● **EXERCISE DESCRIPTION**:
Type out all the records word for word. Any pictures are to be left out.

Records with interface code
╭──

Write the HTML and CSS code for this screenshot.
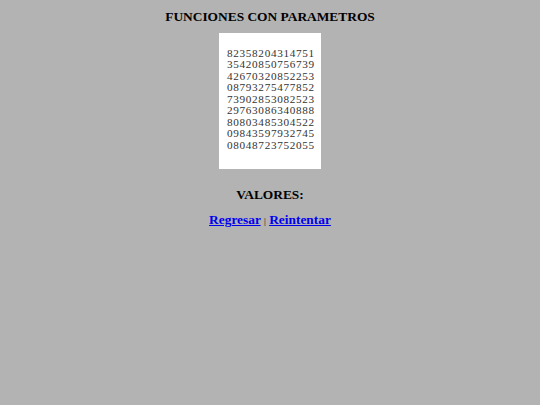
FILE: index.html
```html
<!DOCTYPE html>
<html>
<head>
<meta charset="utf-8">
<link rel="stylesheet" href="styles.css">
</head>
<body>
<div class="page">
  <h1 class="title">FUNCIONES CON PARAMETROS</h1>
  <div class="box">
    <pre class="nums">82358204314751
35420850756739
42670320852253
08793275477852
73902853082523
29763086340888
80803485304522
09843597932745
08048723752055</pre>
  </div>
  <h2 class="valores">VALORES:</h2>
  <p class="links"><a href="#">Regresar</a> <span class="sep">|</span> <a href="#">Reintentar</a></p>
</div>
</body>
</html>
```
FILE: styles.css
```css
html, body {
  margin: 0;
  padding: 0;
  background: #b3b3b3;
}
.page {
  display: flex;
  flex-direction: column;
  align-items: center;
  font-family: "Liberation Serif", "Times New Roman", serif;
  color: #000;
}
.title {
  font-size: 13.4px;
  font-weight: bold;
  margin: 9px 0 0;
  line-height: 15px;
}
.box {
  margin-top: 9px;
  width: 102px;
  height: 136px;
  background: #fff;
  box-sizing: border-box;
  padding: 15px 0 0 8px;
}
.nums {
  margin: 0;
  font-family: "Liberation Serif", "Times New Roman", serif;
  font-size: 11.2px;
  letter-spacing: 0.68px;
  line-height: 11.45px;
  color: #333;
}
.valores {
  font-size: 13.4px;
  font-weight: bold;
  margin: 18px 0 0;
  line-height: 15px;
}
.links {
  margin: 10px 0 0;
  font-size: 13.4px;
  font-weight: bold;
  line-height: 15px;
}
.links a {
  color: #0000ee;
}
.sep {
  font-size: 9px;
  font-weight: normal;
}
```
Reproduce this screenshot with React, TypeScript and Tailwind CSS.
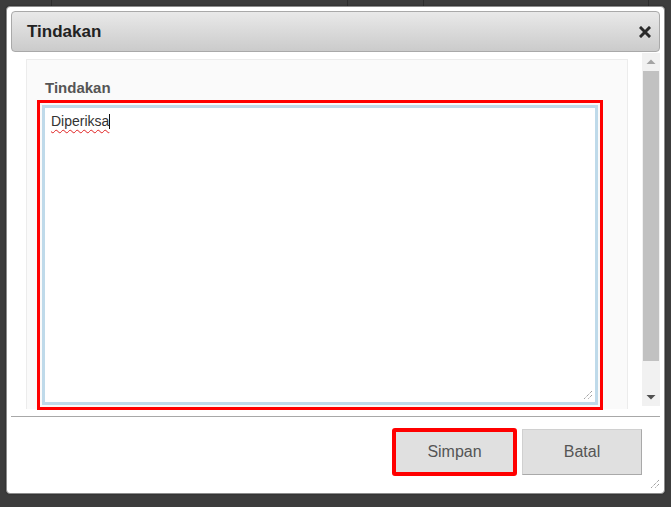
import React from "react";

const topCells = [52, 296, 76, 225];

const Grip = ({ className }: { className?: string }) => (
  <svg width="10" height="10" viewBox="0 0 10 10" className={className}>
    <path d="M9 1 L1 9 M9 5 L5 9" stroke="#777" strokeWidth="1" strokeDasharray="1 1" />
  </svg>
);

export default function App() {
  return (
    <div
      className="relative w-[671px] h-[507px] overflow-hidden bg-[#3c3c3c]"
      style={{ fontFamily: '"Liberation Sans", Arial, sans-serif' }}
    >
      {/* table behind the dialog */}
      <div className="flex h-[6px]">
        {topCells.map((w, i) => (
          <div key={i} className="h-full border-r border-[#2c2c2c]" style={{ width: w }} />
        ))}
      </div>

      {/* dialog */}
      <div className="absolute left-[6px] top-[6px] w-[659px] h-[488px] bg-white rounded-[4px] border border-[#8c8c8c] p-[4px] flex flex-col shadow-[0_0_2px_rgba(0,0,0,0.4)]">
        <div className="h-[41px] shrink-0 rounded-[4px] border border-[#a9a9a9] bg-gradient-to-b from-[#e9e9e9] to-[#cbcbcb] flex items-center justify-between pl-[15px] pr-[8px]">
          <span className="text-[17px] font-bold text-[#222] mt-[1px]">Tindakan</span>
          <svg width="12" height="12" viewBox="0 0 12 12">
            <path d="M2 2 L10 10 M10 2 L2 10" stroke="#2a2a2a" strokeWidth="3" strokeLinecap="square" />
          </svg>
        </div>

        {/* scroll area */}
        <div className="flex h-[356px] shrink-0">
          <div className="flex-1 pl-[15px] pr-[14px] pt-[7px]">
            <div className="h-[350px] bg-[#fafafa] border border-[#ececec] border-b-0 pl-[10px] pr-[24px] pt-[19px]">
              <div className="pl-[8px] text-[15px] font-bold text-[#555] leading-[17px]">Tindakan</div>
              <div className="mt-[4px] h-[310px] border-[3px] border-[#ff0000] p-[2px]">
                <div className="relative h-full bg-white border-[3px] border-[#bfdaea] px-[6px] pt-[3px] text-[14px] text-[#333]">
                  <span className="underline decoration-wavy decoration-[#e02020] decoration-1 underline-offset-[3px]">Diperiksa</span>
                  <span className="inline-block w-px h-[15px] bg-[#111] align-[-3px]" />
                  <Grip className="absolute right-[2px] bottom-[2px]" />
                </div>
              </div>
            </div>
          </div>
          <div className="w-[18px] mt-[1px] mb-[2px] bg-[#f1f1f1] flex flex-col items-center">
            <svg width="18" height="18" viewBox="0 0 18 18">
              <path d="M4.5 11 L9 6.5 L13.5 11 Z" fill="#a3a3a3" />
            </svg>
            <div className="w-[16px] h-[290px] bg-[#c1c1c1]" />
            <div className="flex-1" />
            <svg width="18" height="18" viewBox="0 0 18 18">
              <path d="M4.5 7 L9 11.5 L13.5 7 Z" fill="#505050" />
            </svg>
          </div>
        </div>

        <div className="mt-[8px] border-t border-[#a8a8a8]" />

        {/* footer */}
        <div className="relative flex justify-end gap-[5px] pr-[18px] mt-[11px]">
          <div className="w-[125px] h-[48px] border-[4px] border-[#ff0000] rounded-[3px]">
            <button className="w-full h-full bg-[#e0e0e0] text-[16px] text-[#555]">Simpan</button>
          </div>
          <button className="w-[120px] h-[46px] mt-[1px] bg-[#e0e0e0] border border-[#d0d0d0] border-b-[#a9a9a9] border-r-[#a9a9a9] text-[16px] text-[#555]">
            Batal
          </button>
        </div>
        <div className="flex-1 flex items-end justify-end">
          <Grip />
        </div>
      </div>
    </div>
  );
}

╰──

● **CORRECT OUTPUT**:
Write the HTML and CSS code for this screenshot.
FILE: index.html
```html
<!DOCTYPE html>
<html>
<head>
<meta charset="utf-8">
<link rel="stylesheet" href="styles.css">
</head>
<body>
<div class="page">
  <h1 class="title">FUNCIONES CON PARAMETROS</h1>
  <div class="box">
    <pre class="nums">82358204314751
35420850756739
42670320852253
08793275477852
73902853082523
29763086340888
80803485304522
09843597932745
08048723752055</pre>
  </div>
  <h2 class="valores">VALORES:</h2>
  <p class="links"><a href="#">Regresar</a> <span class="sep">|</span> <a href="#">Reintentar</a></p>
</div>
</body>
</html>
```
FILE: styles.css
```css
html, body {
  margin: 0;
  padding: 0;
  background: #b3b3b3;
}
.page {
  display: flex;
  flex-direction: column;
  align-items: center;
  font-family: "Liberation Serif", "Times New Roman", serif;
  color: #000;
}
.title {
  font-size: 13.4px;
  font-weight: bold;
  margin: 9px 0 0;
  line-height: 15px;
}
.box {
  margin-top: 9px;
  width: 102px;
  height: 136px;
  background: #fff;
  box-sizing: border-box;
  padding: 15px 0 0 8px;
}
.nums {
  margin: 0;
  font-family: "Liberation Serif", "Times New Roman", serif;
  font-size: 11.2px;
  letter-spacing: 0.68px;
  line-height: 11.45px;
  color: #333;
}
.valores {
  font-size: 13.4px;
  font-weight: bold;
  margin: 18px 0 0;
  line-height: 15px;
}
.links {
  margin: 10px 0 0;
  font-size: 13.4px;
  font-weight: bold;
  line-height: 15px;
}
.links a {
  color: #0000ee;
}
.sep {
  font-size: 9px;
  font-weight: normal;
}
```
Reproduce this screenshot with React, TypeScript and Tailwind CSS.
import React from "react";

const topCells = [52, 296, 76, 225];

const Grip = ({ className }: { className?: string }) => (
  <svg width="10" height="10" viewBox="0 0 10 10" className={className}>
    <path d="M9 1 L1 9 M9 5 L5 9" stroke="#777" strokeWidth="1" strokeDasharray="1 1" />
  </svg>
);

export default function App() {
  return (
    <div
      className="relative w-[671px] h-[507px] overflow-hidden bg-[#3c3c3c]"
      style={{ fontFamily: '"Liberation Sans", Arial, sans-serif' }}
    >
      {/* table behind the dialog */}
      <div className="flex h-[6px]">
        {topCells.map((w, i) => (
          <div key={i} className="h-full border-r border-[#2c2c2c]" style={{ width: w }} />
        ))}
      </div>

      {/* dialog */}
      <div className="absolute left-[6px] top-[6px] w-[659px] h-[488px] bg-white rounded-[4px] border border-[#8c8c8c] p-[4px] flex flex-col shadow-[0_0_2px_rgba(0,0,0,0.4)]">
        <div className="h-[41px] shrink-0 rounded-[4px] border border-[#a9a9a9] bg-gradient-to-b from-[#e9e9e9] to-[#cbcbcb] flex items-center justify-between pl-[15px] pr-[8px]">
          <span className="text-[17px] font-bold text-[#222] mt-[1px]">Tindakan</span>
          <svg width="12" height="12" viewBox="0 0 12 12">
            <path d="M2 2 L10 10 M10 2 L2 10" stroke="#2a2a2a" strokeWidth="3" strokeLinecap="square" />
          </svg>
        </div>

        {/* scroll area */}
        <div className="flex h-[356px] shrink-0">
          <div className="flex-1 pl-[15px] pr-[14px] pt-[7px]">
            <div className="h-[350px] bg-[#fafafa] border border-[#ececec] border-b-0 pl-[10px] pr-[24px] pt-[19px]">
              <div className="pl-[8px] text-[15px] font-bold text-[#555] leading-[17px]">Tindakan</div>
              <div className="mt-[4px] h-[310px] border-[3px] border-[#ff0000] p-[2px]">
                <div className="relative h-full bg-white border-[3px] border-[#bfdaea] px-[6px] pt-[3px] text-[14px] text-[#333]">
                  <span className="underline decoration-wavy decoration-[#e02020] decoration-1 underline-offset-[3px]">Diperiksa</span>
                  <span className="inline-block w-px h-[15px] bg-[#111] align-[-3px]" />
                  <Grip className="absolute right-[2px] bottom-[2px]" />
                </div>
              </div>
            </div>
          </div>
          <div className="w-[18px] mt-[1px] mb-[2px] bg-[#f1f1f1] flex flex-col items-center">
            <svg width="18" height="18" viewBox="0 0 18 18">
              <path d="M4.5 11 L9 6.5 L13.5 11 Z" fill="#a3a3a3" />
            </svg>
            <div className="w-[16px] h-[290px] bg-[#c1c1c1]" />
            <div className="flex-1" />
            <svg width="18" height="18" viewBox="0 0 18 18">
              <path d="M4.5 7 L9 11.5 L13.5 7 Z" fill="#505050" />
            </svg>
          </div>
        </div>

        <div className="mt-[8px] border-t border-[#a8a8a8]" />

        {/* footer */}
        <div className="relative flex justify-end gap-[5px] pr-[18px] mt-[11px]">
          <div className="w-[125px] h-[48px] border-[4px] border-[#ff0000] rounded-[3px]">
            <button className="w-full h-full bg-[#e0e0e0] text-[16px] text-[#555]">Simpan</button>
          </div>
          <button className="w-[120px] h-[46px] mt-[1px] bg-[#e0e0e0] border border-[#d0d0d0] border-b-[#a9a9a9] border-r-[#a9a9a9] text-[16px] text-[#555]">
            Batal
          </button>
        </div>
        <div className="flex-1 flex items-end justify-end">
          <Grip />
        </div>
      </div>
    </div>
  );
}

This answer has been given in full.